Et d’ajouter qu’«une campagne de boycott de grande ampleur ne peut que nuire aux intérêts du Maroc, puisque la France est un partenaire historique du pays, plusieurs secteurs dépendant fortement des échanges avec l’Hexagone, que ce soit à l’import ou à l’export ».
Concernant la classe politique marocaine, plusieurs parlementaires et des formations politiques sont montés au créneau et ont dénoncé sévèrement les caricatures du prophète, sans pour autant prendre une position claire par rapport à la campagne de boycott.
Mais plusieurs voix s’élèvent et critiquent ouvertement cette initiative. Mohamed Alouah, militant associatif et fondateur du Parti libéral réformateur, résume, chiffres à l’appui, la grande importance de la France pour le Royaume et les raisons pour lesquelles il faut éviter de tomber dans le piège du boycott.
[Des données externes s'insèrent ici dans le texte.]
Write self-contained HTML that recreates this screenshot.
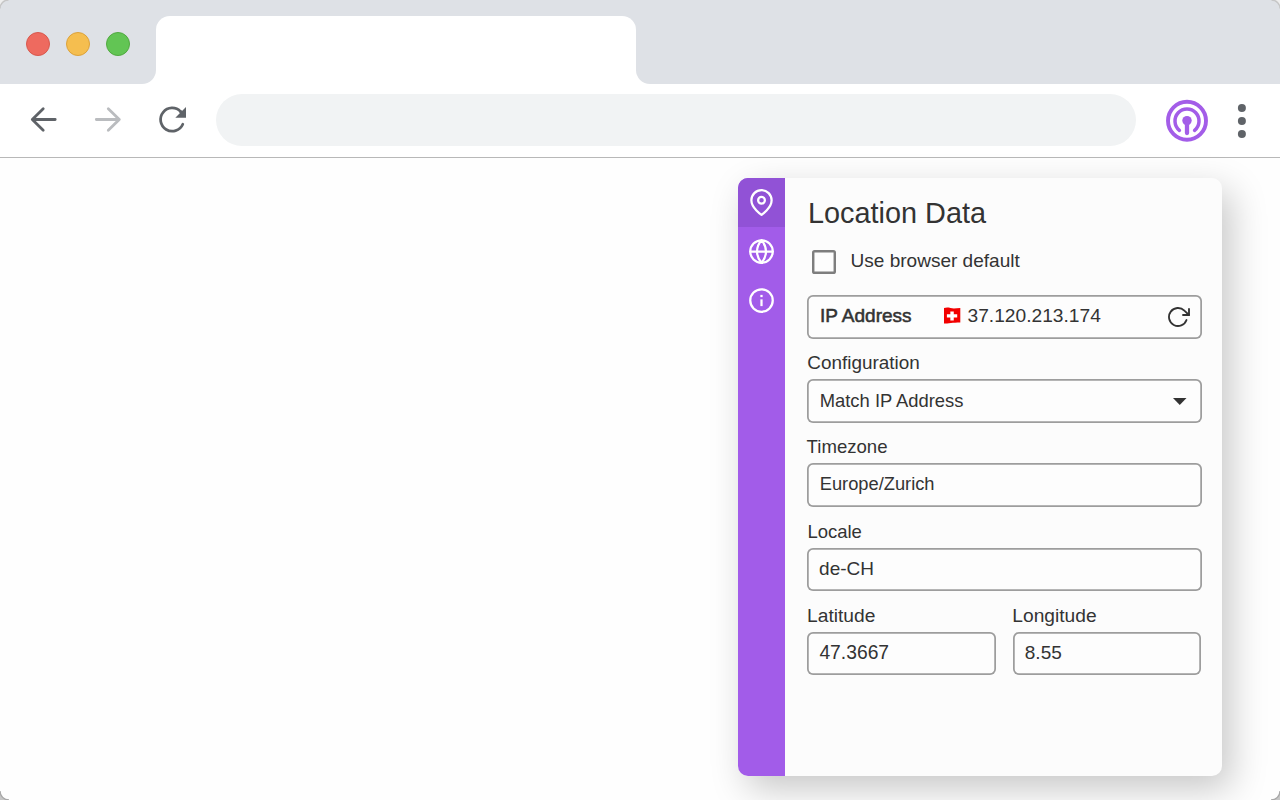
<!DOCTYPE html>
<html>
<head>
<meta charset="utf-8">
<style>
html,body{margin:0;padding:0;width:1280px;height:800px;overflow:hidden;background:#fefefe;font-family:"Liberation Sans",sans-serif;}
.abs{position:absolute;}
#strip{position:absolute;left:0;top:0;width:1280px;height:84px;background:#dee1e6;}
#tab{position:absolute;left:156px;top:16px;width:480px;height:68px;background:#fff;border-radius:14px 14px 0 0;}
.flare{position:absolute;top:70px;width:14px;height:14px;background:#fff;}
.flare i{position:absolute;left:0;top:0;width:14px;height:14px;background:#dee1e6;}
#toolbar{position:absolute;left:0;top:84px;width:1280px;height:73px;background:#fff;}
#line{position:absolute;left:0;top:157px;width:1280px;height:1px;background:#b8b8b8;}
#omni{position:absolute;left:216px;top:94px;width:920px;height:52px;border-radius:26px;background:#f1f3f4;}
.dot{position:absolute;width:24px;height:24px;border-radius:50%;box-sizing:border-box;border:1px solid;}
#panel{position:absolute;left:738px;top:178px;width:484px;height:598px;background:#fcfcfc;border-radius:10px;box-shadow:9px 13px 36px rgba(0,0,0,0.22);overflow:hidden;}
#side{position:absolute;left:0;top:0;width:47.4px;height:598px;background:#a25ce9;}
#active{position:absolute;left:0;top:0;width:47.4px;height:49px;background:#9152d6;}
.t{position:absolute;white-space:nowrap;color:#333;line-height:1;}
.box{position:absolute;box-sizing:border-box;border:none;box-shadow:inset 0 0 0 1.75px #9d9d9d;border-radius:6px;background:#fdfdfd;}
</style>
</head>
<body>
<div id="strip"></div>
<div id="tab"></div>
<div class="flare" style="left:142px"><i style="border-radius:0 0 14px 0"></i></div>
<div class="flare" style="left:636px"><i style="border-radius:0 0 0 14px"></i></div>
<div id="toolbar"></div>
<div id="line"></div>
<div id="omni"></div>

<div class="dot" style="left:26px;top:32px;background:#ee6a5f;border-color:#d8584d"></div>
<div class="dot" style="left:66px;top:32px;background:#f5be4f;border-color:#dca23b"></div>
<div class="dot" style="left:106px;top:32px;background:#62c554;border-color:#51a940"></div>

<!-- window corners -->
<svg class="abs" style="left:0;top:0" width="16" height="16" viewBox="0 0 16 16"><path d="M0 0H8A8 8 0 0 0 0 8Z" fill="#eeeeee"/><path d="M0 8.5A8.5 8.5 0 0 1 8.5 0" fill="none" stroke="#c6c6c6" stroke-width="1.4"/></svg>
<svg class="abs" style="left:1264px;top:0" width="16" height="16" viewBox="0 0 16 16"><path d="M16 0H8A8 8 0 0 1 16 8Z" fill="#eeeeee"/><path d="M16 8.5A8.5 8.5 0 0 0 7.5 0" fill="none" stroke="#c6c6c6" stroke-width="1.4"/></svg>

<svg class="abs" style="left:0;top:784px" width="16" height="16" viewBox="0 0 16 16"><path d="M0 16V7A9 9 0 0 0 9 16Z" fill="#c6c6c6"/><path d="M0 7A9 9 0 0 0 9 16" fill="none" stroke="#a8a8a8" stroke-width="1.3"/></svg>
<svg class="abs" style="left:1264px;top:784px" width="16" height="16" viewBox="0 0 16 16"><path d="M16 16V7A9 9 0 0 1 7 16Z" fill="#c6c6c6"/><path d="M16 7A9 9 0 0 1 7 16" fill="none" stroke="#a8a8a8" stroke-width="1.3"/></svg>
<!-- toolbar icons -->
<svg class="abs" style="left:0;top:84px" width="220" height="73" viewBox="0 84 220 73">
  <g fill="none" stroke="#5f6368" stroke-width="2.8" stroke-linecap="round" stroke-linejoin="round">
    <path d="M55.2 119.5H32.4M43.2 108.7L32.3 119.5L43.2 130.3"/>
  </g>
  <g fill="none" stroke="#babcbf" stroke-width="2.8" stroke-linecap="round" stroke-linejoin="round">
    <path d="M96.3 119.5H119.2M108.3 108.7L119.3 119.5L108.3 130.3"/>
  </g>
  <path d="M182.8 124.2A11.6 11.6 0 1 1 180.6 111.6" fill="none" stroke="#5f6368" stroke-width="2.75" stroke-linecap="round"/><path d="M181.3 112.3L180 111" stroke="#5f6368" stroke-width="2.75"/>
  <path d="M175.3 117.8L186 107V117.8Z" fill="#5f6368"/>
</svg>
<svg class="abs" style="left:1160px;top:94px" width="100" height="54" viewBox="1160 94 100 54">
  <circle cx="1187" cy="120.8" r="19" fill="none" stroke="#a35de8" stroke-width="3.9"/>
  <path d="M1179.4 130.3A12 12 0 1 1 1194.6 130.3" fill="none" stroke="#a35de8" stroke-width="3.5" stroke-linecap="round"/>
  <circle cx="1187" cy="120.6" r="4.7" fill="#a35de8"/>
  <path d="M1187 121V133.1" stroke="#a35de8" stroke-width="4.3" stroke-linecap="round"/>
  <circle cx="1241.9" cy="107.9" r="4" fill="#5f6368"/>
  <circle cx="1241.9" cy="120.9" r="4" fill="#5f6368"/>
  <circle cx="1241.9" cy="134" r="4" fill="#5f6368"/>
</svg>

<div id="panel">
  <div id="side">
    <div id="active"></div>
    <svg class="abs" style="left:10px;top:11px" width="27" height="27" viewBox="0 0 24 24" fill="none" stroke="#fff" stroke-width="2" stroke-linecap="round" stroke-linejoin="round"><path d="M21 10c0 7-9 13-9 13s-9-6-9-13a9 9 0 0 1 18 0z"/><circle cx="12" cy="10" r="3"/></svg>
    <svg class="abs" style="left:9.75px;top:59.75px" width="27" height="27" viewBox="0 0 24 24" fill="none" stroke="#fff" stroke-width="2" stroke-linecap="round" stroke-linejoin="round"><circle cx="12" cy="12" r="10"/><line x1="2" y1="12" x2="22" y2="12"/><path d="M12 2a15.3 15.3 0 0 1 4 10 15.3 15.3 0 0 1-4 10 15.3 15.3 0 0 1-4-10 15.3 15.3 0 0 1 4-10z"/></svg>
    <svg class="abs" style="left:9.75px;top:108.75px" width="27" height="27" viewBox="0 0 24 24" fill="none" stroke="#fff" stroke-width="2" stroke-linejoin="round"><circle cx="12" cy="12" r="10"/><line x1="12" y1="17" x2="12" y2="11"/><line x1="12" y1="7" x2="12" y2="9"/></svg>
  </div>
</div>

<!-- panel content, absolute page coords -->
<div class="t" style="left:808px;top:199.3px;font-size:28.85px">Location Data</div>

<div class="abs" style="left:811.7px;top:250.4px;width:24.3px;height:24.1px;box-shadow:inset 0 0 0 2.45px #7e7e7e;border-radius:2.6px;background:#fdfdfd"></div>
<div class="t" style="left:850.5px;top:250.9px;font-size:19.05px">Use browser default</div>

<div class="box" style="left:807.1px;top:294.7px;width:394.7px;height:43.9px"></div>
<div class="t" style="left:820px;top:306px;font-size:19px;-webkit-text-stroke:0.55px #333">IP Address</div>
<svg class="abs" style="left:943px;top:307px" width="19" height="18" viewBox="0 0 19 18">
  <path d="M1 1.1C3 0.5 5 0.4 7.5 1.1C10 1.8 13 1.4 17.3 1.1V15.4C13.5 15.6 10.5 15.5 8 15.9C5 16.4 3 16.2 1 16.6Z" fill="#f20000"/>
  <path d="M7.35 4.6H10.75V7.2H14.2V10.6H10.75V13.6H7.35V10.6H3.9V7.2H7.35Z" fill="#fff"/>
</svg>
<div class="t" style="left:967.5px;top:305.7px;font-size:19.2px">37.120.213.174</div>
<svg class="abs" style="left:1165.75px;top:304.75px" width="24" height="24" viewBox="0 0 24 24" fill="none" stroke="#333" stroke-width="1.85" stroke-linecap="round" stroke-linejoin="round"><polyline points="23 4 23 10 17 10"/><path d="M20.49 15a9 9 0 1 1-2.12-9.36L23 10"/></svg>

<div class="t" style="left:807.3px;top:353.8px;font-size:18.9px">Configuration</div>
<div class="box" style="left:807.1px;top:379.2px;width:394.7px;height:43.9px"></div>
<div class="t" style="left:819.7px;top:391.6px;font-size:18.4px">Match IP Address</div>
<svg class="abs" style="left:1172px;top:397px" width="16" height="9" viewBox="0 0 16 9"><path d="M1 1H14.5L7.75 8Z" fill="#333"/></svg>

<div class="t" style="left:806.6px;top:438px;font-size:18.6px">Timezone</div>
<div class="box" style="left:807.1px;top:463.3px;width:394.7px;height:43.9px"></div>
<div class="t" style="left:819.7px;top:475.2px;font-size:18.3px">Europe/Zurich</div>

<div class="t" style="left:807.4px;top:522.6px;font-size:18.5px">Locale</div>
<div class="box" style="left:807.1px;top:547.5px;width:394.7px;height:43.9px"></div>
<div class="t" style="left:819.1px;top:559.4px;font-size:19px">de-CH</div>

<div class="t" style="left:807.1px;top:606.1px;font-size:19.2px">Latitude</div>
<div class="t" style="left:1012.3px;top:606.1px;font-size:19.2px">Longitude</div>
<div class="box" style="left:807.1px;top:631.6px;width:188.8px;height:43.9px"></div>
<div class="box" style="left:1012.9px;top:631.6px;width:188.5px;height:43.9px"></div>
<div class="t" style="left:819.4px;top:643.2px;font-size:19.3px">47.3667</div>
<div class="t" style="left:1024.8px;top:643.4px;font-size:19px">8.55</div>
</body>
</html>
«La France est notre premier investisseur étranger au Maroc avec 35,1% du total des flux d’IDE en 2017 et 23,1% en moyenne depuis 5 ans. Avec 900 filiales d'entreprises françaises au Maroc, dont 32 parmi les plus importantes du CAC40, la France est très bien implantée chez nous. Depuis 2015, notre production industrielle est devenue à forte valeur ajoutée et est en pleine croissance grâce à son secteur automobile. En 2018, le Maroc a enregistré un excédent commercial de 919 millions d'euros avec la France. Les MRE ont pu transférer 2,1 milliards d’euros, soit 35,2% de tous les transferts financiers que nous recevons de l'étranger.
L'Agence française pour le développement (AFD) participe au financement de projets structurants au Maroc. S’élevant à 3,81 millions, les touristes français ont dépensé près de 2 milliards d’euros au Maroc», martèle Alouah.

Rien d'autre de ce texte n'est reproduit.